* DATASET EXCERPT *
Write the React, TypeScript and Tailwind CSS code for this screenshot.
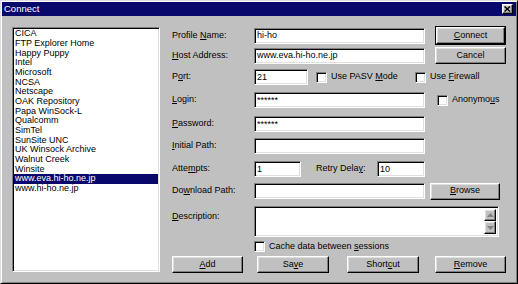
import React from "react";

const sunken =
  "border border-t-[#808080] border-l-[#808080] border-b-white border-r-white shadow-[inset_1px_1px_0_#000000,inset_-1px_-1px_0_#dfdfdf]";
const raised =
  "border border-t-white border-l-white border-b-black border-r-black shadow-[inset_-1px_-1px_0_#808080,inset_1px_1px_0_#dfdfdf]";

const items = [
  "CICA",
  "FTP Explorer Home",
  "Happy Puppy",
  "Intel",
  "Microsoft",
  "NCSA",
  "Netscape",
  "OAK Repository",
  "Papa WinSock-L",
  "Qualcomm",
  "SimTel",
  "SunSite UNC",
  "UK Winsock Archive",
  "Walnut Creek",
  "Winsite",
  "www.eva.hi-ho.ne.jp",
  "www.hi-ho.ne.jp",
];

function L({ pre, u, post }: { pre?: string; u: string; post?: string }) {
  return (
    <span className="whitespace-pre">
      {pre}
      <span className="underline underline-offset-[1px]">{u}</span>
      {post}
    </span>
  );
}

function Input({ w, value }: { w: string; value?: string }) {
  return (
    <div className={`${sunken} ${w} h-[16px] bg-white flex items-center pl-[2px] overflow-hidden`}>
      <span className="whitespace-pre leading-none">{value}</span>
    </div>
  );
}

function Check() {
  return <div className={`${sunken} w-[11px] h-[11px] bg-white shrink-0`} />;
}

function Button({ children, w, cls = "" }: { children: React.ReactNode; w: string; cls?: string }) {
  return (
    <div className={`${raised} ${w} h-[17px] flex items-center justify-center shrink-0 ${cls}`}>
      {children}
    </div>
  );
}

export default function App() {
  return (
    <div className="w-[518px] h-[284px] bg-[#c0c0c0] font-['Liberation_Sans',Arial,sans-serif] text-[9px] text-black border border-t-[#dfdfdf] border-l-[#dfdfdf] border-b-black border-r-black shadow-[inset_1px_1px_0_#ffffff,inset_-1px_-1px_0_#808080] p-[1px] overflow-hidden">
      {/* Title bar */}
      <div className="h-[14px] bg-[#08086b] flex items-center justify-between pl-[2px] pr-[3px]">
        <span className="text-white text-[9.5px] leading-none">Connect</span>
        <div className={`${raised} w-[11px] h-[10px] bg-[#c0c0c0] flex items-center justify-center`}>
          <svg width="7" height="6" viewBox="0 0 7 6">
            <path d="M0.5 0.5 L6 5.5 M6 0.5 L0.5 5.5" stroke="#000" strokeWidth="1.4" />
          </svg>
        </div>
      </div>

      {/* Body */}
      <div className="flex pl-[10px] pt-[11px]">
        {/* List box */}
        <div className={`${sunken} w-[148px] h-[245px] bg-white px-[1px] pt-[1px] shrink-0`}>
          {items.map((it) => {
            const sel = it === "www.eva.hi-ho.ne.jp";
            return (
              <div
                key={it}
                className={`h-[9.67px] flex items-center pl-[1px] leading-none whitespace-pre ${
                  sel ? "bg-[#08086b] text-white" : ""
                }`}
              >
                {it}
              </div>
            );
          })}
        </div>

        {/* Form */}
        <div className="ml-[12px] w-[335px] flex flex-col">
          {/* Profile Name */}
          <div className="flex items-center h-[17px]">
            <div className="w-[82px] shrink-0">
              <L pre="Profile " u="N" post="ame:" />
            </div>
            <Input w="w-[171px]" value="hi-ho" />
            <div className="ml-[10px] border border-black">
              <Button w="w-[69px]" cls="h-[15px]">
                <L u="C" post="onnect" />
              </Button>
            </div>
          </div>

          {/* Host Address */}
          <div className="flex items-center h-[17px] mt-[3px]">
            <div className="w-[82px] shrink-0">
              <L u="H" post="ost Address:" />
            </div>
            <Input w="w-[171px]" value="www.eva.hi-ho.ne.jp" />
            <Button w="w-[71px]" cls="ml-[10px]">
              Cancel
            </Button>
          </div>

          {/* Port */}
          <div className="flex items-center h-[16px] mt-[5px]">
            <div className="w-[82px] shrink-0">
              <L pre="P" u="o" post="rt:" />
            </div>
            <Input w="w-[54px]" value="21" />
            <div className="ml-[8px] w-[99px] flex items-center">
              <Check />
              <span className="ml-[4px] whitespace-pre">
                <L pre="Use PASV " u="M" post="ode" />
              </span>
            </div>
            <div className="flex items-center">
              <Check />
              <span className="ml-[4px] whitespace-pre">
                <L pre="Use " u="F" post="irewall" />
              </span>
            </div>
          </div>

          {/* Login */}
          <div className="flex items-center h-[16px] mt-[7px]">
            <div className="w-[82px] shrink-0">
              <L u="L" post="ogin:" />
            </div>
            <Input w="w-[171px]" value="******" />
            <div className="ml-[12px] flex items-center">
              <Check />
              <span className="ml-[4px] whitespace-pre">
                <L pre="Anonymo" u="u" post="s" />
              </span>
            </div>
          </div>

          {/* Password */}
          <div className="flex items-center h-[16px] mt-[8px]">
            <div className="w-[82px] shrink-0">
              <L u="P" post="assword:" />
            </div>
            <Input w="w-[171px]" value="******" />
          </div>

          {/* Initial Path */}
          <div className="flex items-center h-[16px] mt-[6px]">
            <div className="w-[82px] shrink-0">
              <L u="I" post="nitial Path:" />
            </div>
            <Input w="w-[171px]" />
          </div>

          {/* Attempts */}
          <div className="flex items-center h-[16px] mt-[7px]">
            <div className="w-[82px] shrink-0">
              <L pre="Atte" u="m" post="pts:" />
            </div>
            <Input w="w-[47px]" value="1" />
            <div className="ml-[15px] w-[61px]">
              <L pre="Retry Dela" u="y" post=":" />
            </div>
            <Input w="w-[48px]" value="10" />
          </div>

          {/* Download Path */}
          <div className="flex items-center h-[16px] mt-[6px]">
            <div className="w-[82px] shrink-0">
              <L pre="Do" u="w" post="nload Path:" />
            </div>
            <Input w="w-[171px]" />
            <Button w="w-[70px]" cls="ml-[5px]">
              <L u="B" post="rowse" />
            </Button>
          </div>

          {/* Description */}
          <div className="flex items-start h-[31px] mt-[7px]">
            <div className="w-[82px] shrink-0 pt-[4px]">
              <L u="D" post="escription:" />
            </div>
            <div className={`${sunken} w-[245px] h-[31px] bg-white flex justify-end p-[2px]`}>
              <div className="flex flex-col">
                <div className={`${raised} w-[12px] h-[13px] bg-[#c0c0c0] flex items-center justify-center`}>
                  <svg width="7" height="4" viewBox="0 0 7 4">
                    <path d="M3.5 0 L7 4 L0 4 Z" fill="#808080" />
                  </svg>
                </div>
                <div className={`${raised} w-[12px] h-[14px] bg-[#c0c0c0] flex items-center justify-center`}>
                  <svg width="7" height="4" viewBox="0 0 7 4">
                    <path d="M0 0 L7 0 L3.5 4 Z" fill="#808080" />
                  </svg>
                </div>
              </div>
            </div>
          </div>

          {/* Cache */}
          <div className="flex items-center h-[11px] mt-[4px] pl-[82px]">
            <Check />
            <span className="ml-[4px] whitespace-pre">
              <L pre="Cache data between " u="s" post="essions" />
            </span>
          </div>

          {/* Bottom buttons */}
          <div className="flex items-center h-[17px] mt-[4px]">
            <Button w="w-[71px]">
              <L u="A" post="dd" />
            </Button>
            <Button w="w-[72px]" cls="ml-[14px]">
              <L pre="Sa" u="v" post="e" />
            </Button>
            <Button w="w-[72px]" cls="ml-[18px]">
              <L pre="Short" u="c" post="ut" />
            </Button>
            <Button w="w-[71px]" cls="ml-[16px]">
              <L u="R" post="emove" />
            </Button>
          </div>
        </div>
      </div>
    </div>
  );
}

* EXERCISE OBJECTIVE *
Exactly as written, please give again the lines from the beginning of the listing through the line containing "import React from", inclusive, without any pictures.

* TASK RESPONSE *
Write the React, TypeScript and Tailwind CSS code for this screenshot.
import React from "react";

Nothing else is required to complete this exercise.